All’interno dell’universo delle organizzazioni non profit, da notare la decrescita della cooperazione sociale (-2,6%). Diminuiscono lievemente le imprese sociali (-1,4%) e si registra invece una lieve crescita delle fondazioni (+2,5%). Dal punto di vista occupazionale la maggioranza dei dipendenti è concentrata nelle cooperative (53,6% del totale della forza lavoro impiegata), ma l’incremento maggiore in termini di occupati si ha nelle fondazioni (+4,5% rispetto al 2022).

Sono 213mila, pari al 64,1% del totale, le istituzioni non profit solidaristiche (Istat le chiama di pubblica utilità) che orientano le proprie attività alla collettività in generale e non solo ai soci (eventualmente presenti). «Rappresentano la componente che garantisce il perseguimento degli interessi di una comunità estesa, generando fiducia, coesione, solidarietà. Negli anni (dal 1999, anno della prima rilevazione censuaria sul settore) mostrano una tendenza crescente rispetto a tutte le dimensioni considerate: nel 2021 Il 64,1% delle Inp di pubblica utilità impiega il 75,4% dei volontari (3.480mila) e il 95,2% dei dipendenti del settore (851mila)», ha sottolineato Stoppiello.

Guardando alle mission perseguite abbiamo una rappresentazione plastica del ruolo che il settore non profit ricopre alla luce del principio di sussidiarietà. «Sono forme di organizzazione collettiva tese al riconoscimento e la tutela dei diritti dei cittadini; la cura di beni comuni materiali (come l’ambiente) o immateriali ; il supporto a soggetti in condizione di marginalità od esclusione (empowerment). La serie storica evidenzia anche qui una crescita delle non profit rispetto a tuti i ruoli evidenziati», continua Stoppiello.

Il contributo del settore non profit agli SDGs

Con l’obiettivo di cogliere l’impegno del settore non profit per il conseguimento degli obiettivi dell’Agenda 2030, Istat ha proposto una rilettura delle attività svolte dalle istituzioni non profit: le istituzioni non profit nel loro complesso svolgono attività orientate a tutti i Goal dell’Agenda 2030, con 125 attività su 190 che sono riconducibili ad almeno uno degli obiettivi e sotto-obiettivi dell’Agenda. I settori di attività più interconnessi con gli SDGs sono: Sviluppo economico e coesione sociale, con attività riconducibili a 9 Goal; Assistenza sociale e protezione civile (8 Goal) Ambiente (7 Goal). I due terzi delle istituzioni non profit (67%) realizzano almeno un’attività orientata allo sviluppo sostenibile: in particolare le realtà impegnate nel Goal 11 – Città e comunità sostenibili sono circa 164mila, pari al 45,5% del totale: queste istituzioni non profit impiegano quasi 4 dipendenti su 10 del totale (40,5%) e due terzi dei volontari (77,7%). Elevato il contributo anche per il Goal 10 – Ridurre le disuguaglianze (22,2%), 16 – Pace e giustizia (17,2%) e 4 – Istruzione di qualità per tutti (16,0%). Sulla riduzione delle diseguaglianze sono attive quasi 80mila realtà non profit, pari al 22,2% del totale; almeno un terzo di esse opera nell’Assistenza sociale (32,2%).

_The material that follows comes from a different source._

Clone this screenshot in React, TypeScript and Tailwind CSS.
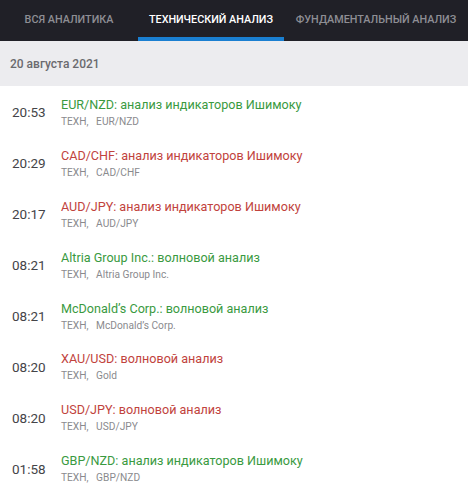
const items = [
  { time: "20:53", title: "EUR/NZD: анализ индикаторов Ишимоку", tag: "EUR/NZD", up: true },
  { time: "20:29", title: "CAD/CHF: анализ индикаторов Ишимоку", tag: "CAD/CHF", up: false },
  { time: "20:17", title: "AUD/JPY: анализ индикаторов Ишимоку", tag: "AUD/JPY", up: false },
  { time: "08:21", title: "Altria Group Inc.: волновой анализ", tag: "Altria Group Inc.", up: true },
  { time: "08:21", title: "McDonald’s Corp.: волновой анализ", tag: "McDonald’s Corp.", up: true },
  { time: "08:20", title: "XAU/USD: волновой анализ", tag: "Gold", up: false },
  { time: "08:20", title: "USD/JPY: волновой анализ", tag: "USD/JPY", up: false },
  { time: "01:58", title: "GBP/NZD: анализ индикаторов Ишимоку", tag: "GBP/NZD", up: true },
];

export default function App() {
  return (
    <div className="w-[468px] h-[500px] overflow-hidden bg-white font-['Roboto',sans-serif]">
      <nav className="flex h-[41px] bg-[#202027] text-[10.8px] font-medium uppercase">
        <div className="w-[138px] flex items-center justify-center text-[#8e8e94]">Вся аналитика</div>
        <div className="w-[146px] flex items-center justify-center text-white border-b-[4px] border-[#1a7fd1] pt-[4px]">
          Технический анализ
        </div>
        <div className="flex-1 flex items-center justify-center text-[#8e8e94]">Фундаментальный анализ</div>
      </nav>
      <div className="h-[45px] bg-[#ececef] flex items-center px-[10px] text-[12px] font-medium text-[#6a6a6e]">
        20 августа 2021
      </div>
      <ul className="pt-[1px]">
        {items.map((it, i) => (
          <li key={i} className="h-[50.9px] flex items-center">
            <span className="w-[61px] pl-[12px] text-[13.5px] text-[#444448]">{it.time}</span>
            <div className="flex flex-col">
              <span className={`text-[12.6px] leading-[17px] ${it.up ? "text-[#3a9a3f]" : "text-[#c1433d]"}`}>
                {it.title}
              </span>
              <span className="text-[10.2px] leading-[15px] mt-[1px] text-[#8a8a8e] whitespace-pre">
                {"ТЕХН,   " + it.tag}
              </span>
            </div>
          </li>
        ))}
      </ul>
    </div>
  );
}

Formazione e responsabilità sociale verso i dipendenti

Del tutto inediti i dati relativi alla formazione del personale. Fra le istituzioni non profit con dipendenti (53.087) quelle che hanno investito in formazione nel corso del 2021 sono il 44,8% del totale (23.788). Il 68,4% offre percorsi di formazione per l’aggiornamento delle competenze tecnico-operative legate alla mission, ma spicca anche l’attenzione per la formazione su lingue straniere (35,4%), gestione delle risorse umane (33,5%), valutazione d’impatto sociale (32,3%).

Quanto alle iniziative di responsabilità soiciale verso i propri dipendenti, il settore non profit agisce offre flessibilità oraria (59,6%), part time (49,6%), lavoro agile o smart working (47,4%). Le realtà attive nell’Assistenza Sociale e protezione civile, Istruzione e Ricerca, Attività ricreative e Sanità eccellono nell’implementazione di misure per il sostegno alla genitorialità (con percentuali che vanno dal 35,5% al 27,4%), mentre nei settori delle Relazioni sindacali e rappresentanza di interessi, Assistenza Sociale e protezione civile, Sanità e Sviluppo economico e coesione sociale sono più diffuse misure legate al welfare aziendale (30,5% – 23,6%). Infine le realtà attive dello Sviluppo economico e coesione sociale e Filantropia e promozione del volontariato lavorano molto per l’inclusione e diversità (rispettivamente 16,4% e 12,4%).